La première réunion est plutôt formelle – c’est une coopération entre les trois régions du monde, Europe, Amérique et Extrême-Orient, qui m’aura fait voyager dans des endroits magnifiques pendant sept ans pour, il faut bien le reconnaitre, ne pas servir à grand-chose. Mais les Japonais, qui mènent leur délégation, font les choses en grand, et organisent un diner de kaiseki (les petits plats très raffinés) qui est un des meilleurs de tous nos souvenirs, avec des produits de la mer. Comme on le voit, les trois chefs de délégation président avec sérieux, et je mets mes plus beaux atours !

(John) Pendant qu’Isabelle s’occupait de la solidarité mondiale, je me suis promené vers l’intérieur du pays. En train, bien entendu. Suivant les indications de l’horaire, j’ai pris le petit train jusqu'à Sendai, puis un tortillard de deux voitures qui s’arrêtait partout avant de m’amener a Yamagata, ville de montagne – même son est écrit avec les caractères pour « forme de montagne ». C’est une excellente façon de voir les petits villages, les jardins potagers, les écoliers et les vieilles dames, et je me suis régalé.

Et puis nous louons notre première voiture au Japon, et nous partons nous promener – même avec la science ferroviaire de John nous ne pourrions pas voir cette région sans voiture. A Matsushima, les vues extraordinaires,  les iles aux formes biscornues, le pont rouge, les petites maisons de bois, dans les pins, près de la côte, tout est charmant, ou magnifique, l’eau si calme, les petits bateaux de pêche comme des jouets (et oui, ils ont été drossés sur la côte, comme des jouets). Nous partons vers la péninsule de Oshika, ce petit bout de terre qui était sans doute le plus près de l’épicentre, jusqu’à Ayukawa, un port dont la spécialité est la chasse à la baleine (qui est interdite bien sur mais le Japon et l’Islande ont des dérogations..). Il y a quelques gros bateaux, équipés pour ça, et  toute la petite ville fait référence à la baleine, en peluches, en fontaines, et en enseignes de restaurants.
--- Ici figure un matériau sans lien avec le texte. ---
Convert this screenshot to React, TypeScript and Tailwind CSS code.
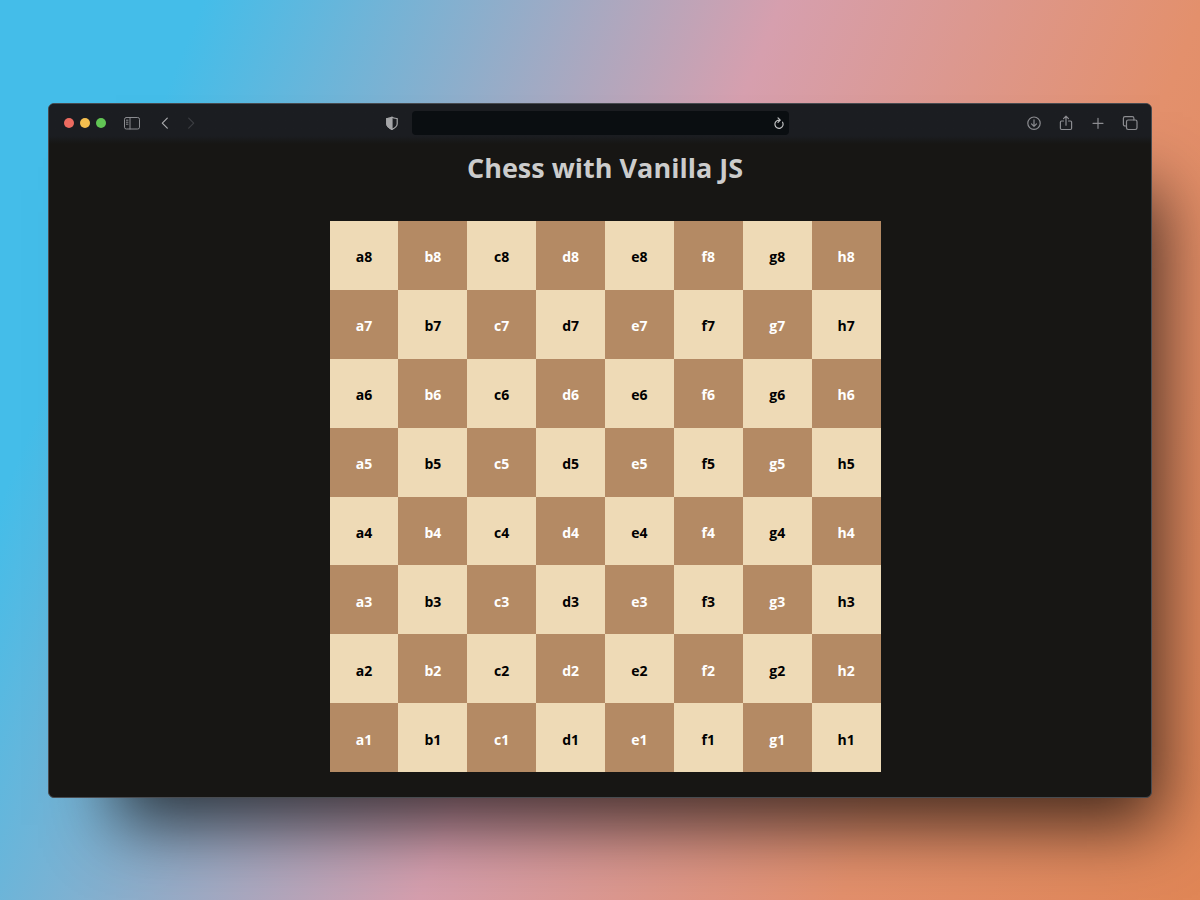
import React from "react";

const files = ["a", "b", "c", "d", "e", "f", "g", "h"];
const ranks = [8, 7, 6, 5, 4, 3, 2, 1];

type IconProps = { children: React.ReactNode; className?: string };

function Icon({ children, className = "h-4 w-4" }: IconProps) {
  return (
    <svg
      viewBox="0 0 16 16"
      className={className}
      fill="none"
      stroke="currentColor"
      strokeWidth="1.2"
      strokeLinecap="round"
      strokeLinejoin="round"
      aria-hidden="true"
    >
      {children}
    </svg>
  );
}

function ToolButton({ label, className = "", children }: { label: string; className?: string; children: React.ReactNode }) {
  return (
    <button type="button" aria-label={label} className={`flex h-4 w-4 shrink-0 items-center justify-center ${className}`}>
      {children}
    </button>
  );
}

function Toolbar() {
  return (
    <header className="grid h-10 grid-cols-[1fr_auto_1fr] items-center bg-linear-to-b from-[#1b1d21] from-80% to-[#171614] pr-[13px] pb-0.5 pl-[15px] text-[#8b8c90]">
      <div className="flex items-center">
        <div className="flex gap-1.5">
          <button type="button" aria-label="Close" className="h-2.5 w-2.5 rounded-full bg-[#ec6b60]" />
          <button type="button" aria-label="Minimize" className="h-2.5 w-2.5 rounded-full bg-[#f5bf4f]" />
          <button type="button" aria-label="Maximize" className="h-2.5 w-2.5 rounded-full bg-[#61c554]" />
        </div>
        <ToolButton label="Sidebar" className="ml-[18px]">
          <svg viewBox="0 0 18 16" className="h-4 w-[18px] shrink-0" fill="none" stroke="currentColor" strokeLinecap="round" aria-hidden="true">
            <rect x="1.5" y="2.5" width="15" height="11.5" rx="1.8" />
            <path d="M7 2.5v11.5M3.4 5.2h1.6M3.4 7.2h1.6M3.4 9.2h1.6" />
          </svg>
        </ToolButton>
        <ToolButton label="Back" className="ml-[17px] text-[#aaabad]">
          <Icon><path d="M10.3 3.2 5.3 8.2l5 5" /></Icon>
        </ToolButton>
        <ToolButton label="Forward" className="ml-2.5 text-[#3c3e42]">
          <Icon><path d="m5.7 3.2 5 5-5 5" /></Icon>
        </ToolButton>
      </div>

      <div className="mr-[30px] flex items-center gap-3">
        <ToolButton label="Privacy report" className="text-[#a5a6a8]">
          <Icon>
            <path d="M8 2.2c1.4.9 3.2 1.1 5.2 1.4v5.2c0 2.5-2.3 4.3-5.2 5.6-2.9-1.3-5.2-3.1-5.2-5.6V3.6C4.8 3.3 6.6 3.1 8 2.2z" />
            <path d="M8 2.2v12.2c-2.9-1.3-5.2-3.1-5.2-5.6V3.6C4.8 3.3 6.6 3.1 8 2.2z" fill="currentColor" />
          </Icon>
        </ToolButton>
        <div className="flex h-6 w-[377px] items-center rounded-sm bg-[#0a0e11] pr-0.5">
          <input type="text" aria-label="Address" className="h-full min-w-0 flex-1 bg-transparent px-2 text-xs text-[#cccccc] outline-none" />
          <ToolButton label="Reload" className="text-[#c0c1c2]">
            <Icon>
              <path d="M11.6 7.2A4.1 4.1 0 1 1 8 5.100h1M7 2.800 9.300 5.100 7 7.400" />
            </Icon>
          </ToolButton>
        </div>
      </div>

      <div className="flex items-center justify-end gap-4">
        <ToolButton label="Downloads">
          <Icon>
            <circle cx="8" cy="8.2" r="6.2" />
            <path d="M8 4.900v6.400M5.500 8.900 8 11.400l2.500-2.500" />
          </Icon>
        </ToolButton>
        <ToolButton label="Share">
          <Icon>
            <path d="M5.500 6H3.600c-.7 0-1.200.5-1.200 1.200v6.100c0 .7.5 1.200 1.200 1.200h8.800c.7 0 1.200-.5 1.200-1.200V7.200c0-.7-.5-1.200-1.200-1.200h-1.900M8 10.200V1.300M5.500 3.700 8 1.200l2.500 2.500" />
          </Icon>
        </ToolButton>
        <ToolButton label="New tab">
          <Icon><path d="M8 3.300v10M3 8.300h10" /></Icon>
        </ToolButton>
        <ToolButton label="Tab overview">
          <Icon>
            <rect x="4.5" y="5" width="10.5" height="9.5" rx="1.7" />
            <path d="M4.500 11H3c-.9 0-1.600-.7-1.600-1.600V3.300c0-.9.7-1.600 1.600-1.600h7.300c.9 0 1.600.7 1.600 1.600V5" />
          </Icon>
        </ToolButton>
      </div>
    </header>
  );
}

function Board() {
  return (
    <div className="grid w-[551px] max-w-full grid-cols-8">
      {ranks.map((rank, row) =>
        files.map((file, column) => (
          <div
            key={`${file}${rank}`}
            className={`flex aspect-square items-center justify-center pt-1 text-sm font-bold ${
              (row + column) % 2 === 0 ? "bg-[#eedab6] text-black" : "bg-[#b48a64] text-white"
            }`}
          >
            {file}
            {rank}
          </div>
        )),
      )}
    </div>
  );
}

export default function App() {
  return (
    <div className="min-h-screen bg-[linear-gradient(112deg,#44bde9_13%,#d69fae_50%,#e3906c_77%,#e08656_100%)] px-12 pt-[103px] pb-[102px] font-['Open_Sans','Noto_Sans',sans-serif]">
      <div className="overflow-hidden rounded-md border border-[#484b50] bg-[#171614] shadow-[38px_57px_64px_-30px_rgba(0,0,0,0.7)]">
        <Toolbar />
        <main className="flex flex-col items-center pb-[25px] pl-2.5">
          <h1 className="mt-1 mb-[33px] text-[27px] leading-10 font-bold text-[#cccccc]">Chess with Vanilla JS</h1>
          <Board />
        </main>
      </div>
    </div>
  );
}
John déchiffre assez des menus pour nous commander à déjeuner, mais ce n’est pas de la baleine , qu’on goutera des années plus tard à Utoro, dans le Hokkaido lors d’une autre balade le long de la côte nord, si vulnérable elle aussi ; nous avons le cœur serré de penser à ce qui a dû arriver à Erimo Misaki...

Qu’est ce qui existe encore de cet endroit ? La presqu’ile est montagneuse – peut-être les habitants ont réussi à se mettre en sécurité ? les Japonais sont préparés à ces catastrophes, au moins en théorie, mais ils avaient environ 15mn entre le tremblement de terre et le tsunami – qu’est ce qu’on peut faire en 15mn, déjà assommé par les secousses,  pour échapper à une vague de 10 mètres ?

A ce moment là, nous n’avions que de la joie dans le cœur, en revenant vers l’intérieur du pays. A Furukawa, nous nous arrêtons à notre premier supermarché (il n’y en a pas dans les grandes villes), on regarde tous les rayons, on s’étonne de voir qu’il y a des tas de légumes qu’on ne peut pas nommer, une dizaine de trucs différents pour les cuire à la vapeur, et pas un seul grille-pain ! Soirée dans  une station thermale, une onsen, à Narugo. Ca devait être une de nos premières expériences des bains japonais trop chauds, du diner de petits plats locaux et de saison, des futons inconfortables ; et, pour trouver une bière plus à notre gout, nous sommes sortis, le soir, nous promener dans la petite ville déserte, avec nos yukatas et nos geta de bois, les socques, qui claquaient sur les pavés. C’était aussi la découverte d’un Japon très rural,  et je me souviens des jardins, dans la campagne : des pivoines, des roses, des iris, des salades aussi, j’ai pensé que le jardinage était un bien commun, et que la vie devait être bien plus douce ici qu’à Tokyo. Et puis nous sommes arrivés dans la région de Yamagata,  ou poussent les cerises les plus célèbres du Japon (et les plus chères, jusqu'à 50 Euros le kilo !). Elles sont emballées comme des joyaux, délicieuses, et pour en faire le meilleur usage, il y a aussi des concours de qui crachera le noyau le plus loin ! Les cerisiers sont protégés des oiseaux  (et peut-être des écureuils) par des grandes cages de filet, c’est surprenant en plein champ. C’est aussi l’endroit ou nous avons vu des singes, en liberté, pour la première fois (sur le bord de la route). En traversant la ville de Yamagata, nous nous sommes arrêtés dans une sorte de foire kermesse, avec des stands de jardinage et de brocante, et un bonhomme sympa est venu me faire la conversation, limitée comme on imagine par le fait que nous n’avions pas un langage en commun…

Et puis nous sommes revenus à Sendai, tout fleuri d’azalées roses en coussins, partout. John est reparti vers Londres, et j’ai rejoint la réunion du JTC1, ou j’ai retrouvé mes collègues français (les délégations à ces réunions sont nationales). Sendai était une jolie ville, très province, avec de la verdure, pleine de vélos et d’écolières, ou à cette époque on regardait encore les gaijins curieusement. La ville n’est pas très proche de la mer, on espère qu’elle n’a pas été trop touchée par la vague, mais l’aéroport l’a été, comme on l’a vu sur les nouvelles ; l’eau qui se répand, qui détruit,  inexorablement, partout.

Voila des souvenirs – et ils sont maintenant mêlés de beaucoup de tristesse. Nos amis à Tokyo sont sains et saufs, pour autant que l’on sache. Mais ce pays qu’on aime est atteint si fort, si durement, que ça nous fait mal aussi, à nous, à l’autre bout du Pacifique.